No doubt that’s why the word is so often omitted. And this of course raises an important question. Is it omitting it an acceptable way of refining a nearly 2,000-year-old saying in order to tease out its implicitly universalistic meaning? Or is it, on the contrary, mealy-mouthed and hypocritical, a dishonest denial of Jewish particularism in the name of something for which Judaism historically never stood?

Let’s look at the Sanhedrin passage. It occurs in a rabbinic discussion of the different court procedures used for trying capital and non-capital cases. (I should point out that, in rabbinic law, capital and non-capital, rather than criminal and civil, are the two comprehensive categories, since — there being no such thing in rabbinic jurisprudence as imprisonment — any offense not punishable by death, from breach of contract to physical assault, is punished by a fine or financial restitution.) In a court case that might result in the death penalty, the Mishna tells us, apart from there being more stringent rules of evidence, the witnesses must be warned in advance of the grave consequences their testimony may have. This warning has a prescribed form and begins with the reminder that when someone is put to death, not only does he cease to exist, but all the descendants he might have had in the future are denied existence, too. There follows the sentence quoted above about saving and destroying Jewish lives, after which the passage continues:

And also [Adam was created singly] so that there would be peace among men, no man being able to say to another, “My father is greater than yours.”… And also to proclaim the greatness of the Holy One Blessed Be He. For when human beings mint many coins from the same stamp, they all come out looking alike; but when the Kings of Kings, the Holy One Blessed Be He, creates men in the stamp of Adam, each comes out looking different. Therefore, every single person is required to say, “The world was created for me.”

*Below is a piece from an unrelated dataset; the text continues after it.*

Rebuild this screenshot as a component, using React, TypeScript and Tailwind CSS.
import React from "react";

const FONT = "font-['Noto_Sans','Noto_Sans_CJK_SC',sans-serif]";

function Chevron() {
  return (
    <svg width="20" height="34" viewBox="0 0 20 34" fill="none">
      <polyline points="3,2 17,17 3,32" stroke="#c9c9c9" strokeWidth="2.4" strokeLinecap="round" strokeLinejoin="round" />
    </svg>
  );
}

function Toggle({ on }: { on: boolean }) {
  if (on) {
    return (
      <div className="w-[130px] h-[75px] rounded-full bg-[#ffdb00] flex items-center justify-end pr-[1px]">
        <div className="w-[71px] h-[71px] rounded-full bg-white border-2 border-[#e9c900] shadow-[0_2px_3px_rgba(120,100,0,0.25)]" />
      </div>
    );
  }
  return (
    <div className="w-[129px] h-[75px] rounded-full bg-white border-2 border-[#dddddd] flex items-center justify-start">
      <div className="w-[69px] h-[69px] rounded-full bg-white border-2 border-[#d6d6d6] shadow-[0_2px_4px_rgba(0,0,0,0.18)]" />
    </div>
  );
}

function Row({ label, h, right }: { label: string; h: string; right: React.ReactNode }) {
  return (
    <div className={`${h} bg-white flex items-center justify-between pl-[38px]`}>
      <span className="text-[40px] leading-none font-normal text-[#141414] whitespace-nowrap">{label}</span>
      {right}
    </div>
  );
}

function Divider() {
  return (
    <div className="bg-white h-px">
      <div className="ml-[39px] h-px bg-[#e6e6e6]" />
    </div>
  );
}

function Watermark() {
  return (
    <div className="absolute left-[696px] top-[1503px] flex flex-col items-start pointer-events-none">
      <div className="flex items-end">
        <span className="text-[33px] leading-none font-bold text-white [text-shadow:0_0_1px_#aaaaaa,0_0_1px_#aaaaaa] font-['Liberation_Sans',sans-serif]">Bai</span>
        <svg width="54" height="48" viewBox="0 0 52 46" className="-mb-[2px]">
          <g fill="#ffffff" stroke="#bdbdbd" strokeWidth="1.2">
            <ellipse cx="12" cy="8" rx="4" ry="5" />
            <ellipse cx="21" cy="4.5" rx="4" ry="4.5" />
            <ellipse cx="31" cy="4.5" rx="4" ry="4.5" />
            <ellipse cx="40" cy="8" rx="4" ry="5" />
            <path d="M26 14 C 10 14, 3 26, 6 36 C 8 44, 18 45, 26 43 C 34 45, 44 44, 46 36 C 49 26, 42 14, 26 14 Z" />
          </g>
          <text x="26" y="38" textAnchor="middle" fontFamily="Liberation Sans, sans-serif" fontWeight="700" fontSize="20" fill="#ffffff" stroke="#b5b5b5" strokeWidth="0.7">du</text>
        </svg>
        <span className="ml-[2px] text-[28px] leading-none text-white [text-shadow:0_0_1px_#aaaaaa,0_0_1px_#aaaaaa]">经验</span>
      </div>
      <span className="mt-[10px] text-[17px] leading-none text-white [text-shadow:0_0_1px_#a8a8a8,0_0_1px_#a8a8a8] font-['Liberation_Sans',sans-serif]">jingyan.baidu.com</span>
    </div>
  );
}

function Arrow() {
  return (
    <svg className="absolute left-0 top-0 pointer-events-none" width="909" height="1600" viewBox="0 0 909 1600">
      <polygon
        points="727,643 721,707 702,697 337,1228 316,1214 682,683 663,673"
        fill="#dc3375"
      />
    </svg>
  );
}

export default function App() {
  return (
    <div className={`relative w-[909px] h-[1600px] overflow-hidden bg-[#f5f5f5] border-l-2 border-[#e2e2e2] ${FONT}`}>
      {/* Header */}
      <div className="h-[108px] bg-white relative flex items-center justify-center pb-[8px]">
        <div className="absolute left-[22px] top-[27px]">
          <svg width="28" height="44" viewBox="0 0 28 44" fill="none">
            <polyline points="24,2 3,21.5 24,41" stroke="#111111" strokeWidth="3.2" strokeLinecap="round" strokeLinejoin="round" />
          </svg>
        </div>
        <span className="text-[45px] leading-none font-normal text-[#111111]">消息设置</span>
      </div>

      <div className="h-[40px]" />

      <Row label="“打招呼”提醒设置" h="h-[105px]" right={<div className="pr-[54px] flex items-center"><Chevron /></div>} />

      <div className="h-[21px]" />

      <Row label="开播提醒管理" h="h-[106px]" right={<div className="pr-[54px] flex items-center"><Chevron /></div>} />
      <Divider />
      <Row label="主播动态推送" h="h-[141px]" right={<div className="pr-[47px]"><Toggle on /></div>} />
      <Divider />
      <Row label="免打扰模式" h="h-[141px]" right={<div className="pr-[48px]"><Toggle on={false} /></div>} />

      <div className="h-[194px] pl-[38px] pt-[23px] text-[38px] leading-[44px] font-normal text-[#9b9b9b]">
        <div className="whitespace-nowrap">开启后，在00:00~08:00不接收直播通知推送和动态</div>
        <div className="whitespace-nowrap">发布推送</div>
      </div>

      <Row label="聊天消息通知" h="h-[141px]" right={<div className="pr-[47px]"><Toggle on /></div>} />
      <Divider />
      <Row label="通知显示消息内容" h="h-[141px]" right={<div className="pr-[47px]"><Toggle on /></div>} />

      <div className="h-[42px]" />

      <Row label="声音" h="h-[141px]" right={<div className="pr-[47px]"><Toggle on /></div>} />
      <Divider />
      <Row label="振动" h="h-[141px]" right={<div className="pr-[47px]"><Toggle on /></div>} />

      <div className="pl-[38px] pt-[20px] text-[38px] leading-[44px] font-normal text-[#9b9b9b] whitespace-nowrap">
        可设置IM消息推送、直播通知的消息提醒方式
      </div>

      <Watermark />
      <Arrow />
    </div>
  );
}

It is noteworthy that the Mishna says “every single person is required to say” (kol adam ve’adam h.ayyav lomar), not “every single Jewish person.” Yet this also creates an inconsistency, since whereas at first the witnesses are warned specifically about saving Jewish lives, they are then admonished about the uniqueness of all human beings, whether Jewish or not. Is this inconsistency a real one, indicating an inner tension between the particularistic and universalistic tendencies of Jewish tradition, or is it merely apparent?

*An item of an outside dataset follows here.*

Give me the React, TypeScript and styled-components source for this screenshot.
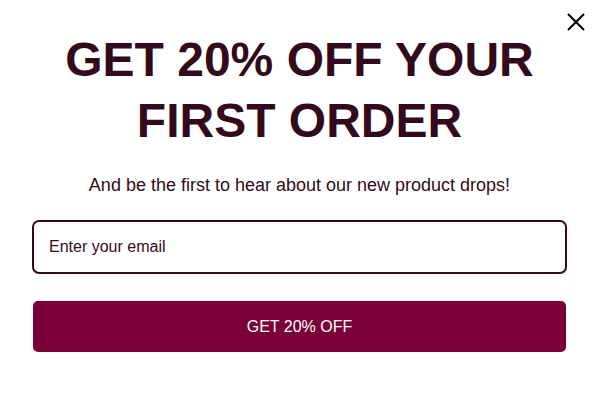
import { FC } from 'react'
import styled, { createGlobalStyle } from 'styled-components'

const GlobalStyle = createGlobalStyle`
	html, body {
		margin: 0;
		padding: 0;
		background: #ffffff;
	}
	body {
		font-family: 'Liberation Sans', Arial, sans-serif;
	}
`

const Popup = styled.div`
	position: relative;
	width: 599px;
	height: 405px;
	box-sizing: border-box;
	padding: 29px 33px 0 33px;
	display: flex;
	flex-direction: column;
	align-items: stretch;
	background: #ffffff;
`

const CloseButton = styled.button`
	position: absolute;
	top: 12px;
	right: 13px;
	width: 20px;
	height: 20px;
	padding: 0;
	border: none;
	background: transparent;
	cursor: pointer;
	display: flex;
	align-items: center;
	justify-content: center;
`

const Heading = styled.h1`
	margin: 0;
	text-align: center;
	color: #330a1c;
	font-size: 48px;
	font-weight: 700;
	line-height: 61px;
`

const Subtitle = styled.p`
	margin: 23px 0 0;
	text-align: center;
	color: #330a1c;
	font-size: 18px;
	line-height: 22px;
`

const EmailInput = styled.input`
	margin: 24px -1px 0;
	height: 54px;
	box-sizing: border-box;
	padding: 0 15px;
	border: 2px solid #330a1c;
	border-radius: 7px;
	font-family: 'Liberation Sans', Arial, sans-serif;
	font-size: 16px;
	color: #330a1c;
	outline: none;
	&::placeholder {
		color: #330a1c;
		opacity: 1;
	}
`

const SubmitButton = styled.button`
	margin: 27px 0 0;
	height: 51px;
	border: none;
	border-radius: 5px;
	background: #7a0037;
	color: #ffffff;
	font-family: 'Liberation Sans', Arial, sans-serif;
	font-size: 16px;
	cursor: pointer;
`

const App: FC = () => {
	return (
		<>
			<GlobalStyle />
			<Popup>
				<CloseButton aria-label="Close">
					<svg width="18" height="18" viewBox="0 0 18 18">
						<path d="M1 1 L17 17 M17 1 L1 17" stroke="#000" strokeWidth="2" />
					</svg>
				</CloseButton>
				<Heading>
					GET 20% OFF YOUR
					<br />
					FIRST ORDER
				</Heading>
				<Subtitle>And be the first to hear about our new product drops!</Subtitle>
				<EmailInput type="email" placeholder="Enter your email" />
				<SubmitButton>GET 20% OFF</SubmitButton>
			</Popup>
		</>
	)
}

export default App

The answer is, I think, that while such a tension does exist in Jewish tradition, we do not find it in this passage from the Sanhedrin. There is no real inconsistency here. On the one hand, the reason that the witnesses are exhorted to save specifically Jewish lives is that only Jews could take part in a rabbinic trial, inasmuch as the rabbis of the mishnaic period, i.e., of the early centuries of Roman rule in Palestine, did not have the authority to try non-Jews or to summon non-Jewish witnesses. But on the other hand, God is the Creator of Jews and gentiles alike, and therefore every human being is required to say, “The world was created for me.” When it comes to the uniqueness of each of us, the rabbis make no religious distinction.

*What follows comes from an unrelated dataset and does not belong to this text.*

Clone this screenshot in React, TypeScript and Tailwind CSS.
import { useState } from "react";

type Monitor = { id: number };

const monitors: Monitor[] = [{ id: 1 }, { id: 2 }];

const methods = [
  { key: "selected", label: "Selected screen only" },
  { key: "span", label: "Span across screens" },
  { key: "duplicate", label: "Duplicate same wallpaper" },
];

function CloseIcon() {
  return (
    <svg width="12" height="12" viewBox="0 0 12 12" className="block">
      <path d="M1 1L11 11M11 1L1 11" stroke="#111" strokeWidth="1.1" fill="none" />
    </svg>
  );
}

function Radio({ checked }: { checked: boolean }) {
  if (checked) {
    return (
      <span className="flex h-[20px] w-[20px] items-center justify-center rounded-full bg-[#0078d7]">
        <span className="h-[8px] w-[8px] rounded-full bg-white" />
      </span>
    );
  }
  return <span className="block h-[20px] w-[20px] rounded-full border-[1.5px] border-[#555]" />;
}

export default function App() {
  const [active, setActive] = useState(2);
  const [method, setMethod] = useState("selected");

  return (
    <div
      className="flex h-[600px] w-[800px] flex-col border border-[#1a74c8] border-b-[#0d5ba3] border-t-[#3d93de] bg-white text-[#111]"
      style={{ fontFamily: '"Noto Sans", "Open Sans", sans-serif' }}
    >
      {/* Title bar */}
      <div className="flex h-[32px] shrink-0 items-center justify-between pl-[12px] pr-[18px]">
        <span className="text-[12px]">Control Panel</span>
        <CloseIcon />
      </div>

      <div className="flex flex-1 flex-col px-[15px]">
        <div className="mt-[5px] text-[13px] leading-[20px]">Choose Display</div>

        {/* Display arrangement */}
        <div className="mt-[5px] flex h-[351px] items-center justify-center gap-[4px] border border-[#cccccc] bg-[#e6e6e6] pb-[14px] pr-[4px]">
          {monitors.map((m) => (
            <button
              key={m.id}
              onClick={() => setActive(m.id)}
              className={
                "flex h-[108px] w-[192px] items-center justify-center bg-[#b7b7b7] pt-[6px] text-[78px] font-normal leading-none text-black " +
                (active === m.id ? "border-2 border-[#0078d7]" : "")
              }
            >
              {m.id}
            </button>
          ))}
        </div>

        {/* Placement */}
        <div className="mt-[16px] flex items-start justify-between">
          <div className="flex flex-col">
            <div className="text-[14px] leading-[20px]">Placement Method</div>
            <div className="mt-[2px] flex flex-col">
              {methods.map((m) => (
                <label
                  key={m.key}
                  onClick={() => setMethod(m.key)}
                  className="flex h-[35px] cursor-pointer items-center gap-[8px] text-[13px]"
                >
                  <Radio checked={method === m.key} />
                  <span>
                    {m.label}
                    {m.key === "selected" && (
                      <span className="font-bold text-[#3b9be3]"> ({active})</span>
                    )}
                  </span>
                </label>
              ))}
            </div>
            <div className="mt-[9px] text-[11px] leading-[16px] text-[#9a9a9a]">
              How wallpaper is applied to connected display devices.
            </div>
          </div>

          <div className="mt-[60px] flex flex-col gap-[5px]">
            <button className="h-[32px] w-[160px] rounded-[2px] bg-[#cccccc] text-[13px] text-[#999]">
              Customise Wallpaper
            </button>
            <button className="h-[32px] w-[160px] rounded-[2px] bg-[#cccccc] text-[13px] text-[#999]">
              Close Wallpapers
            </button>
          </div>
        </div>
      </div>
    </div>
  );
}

And for this reason, too, although generally speaking I am for quoting texts as accurately as possible, I do not think that omitting the word “Jewish” from “Whoever saves a Jewish life, saves an entire world” is dishonest or misleading. On the contrary, it would be misleading to leave it in, since such a rendition would falsely suggest to the casual listener that, in the eyes of the rabbis, non-Jewish lives do not matter. As every translator knows, there are times when being faithful to a text’s real meaning calls for being unfaithful to its literal one.

The fourth chapter of the Mishna of Sanhedrin is talking about human brotherhood. Case against dropping “Jewish” dismissed.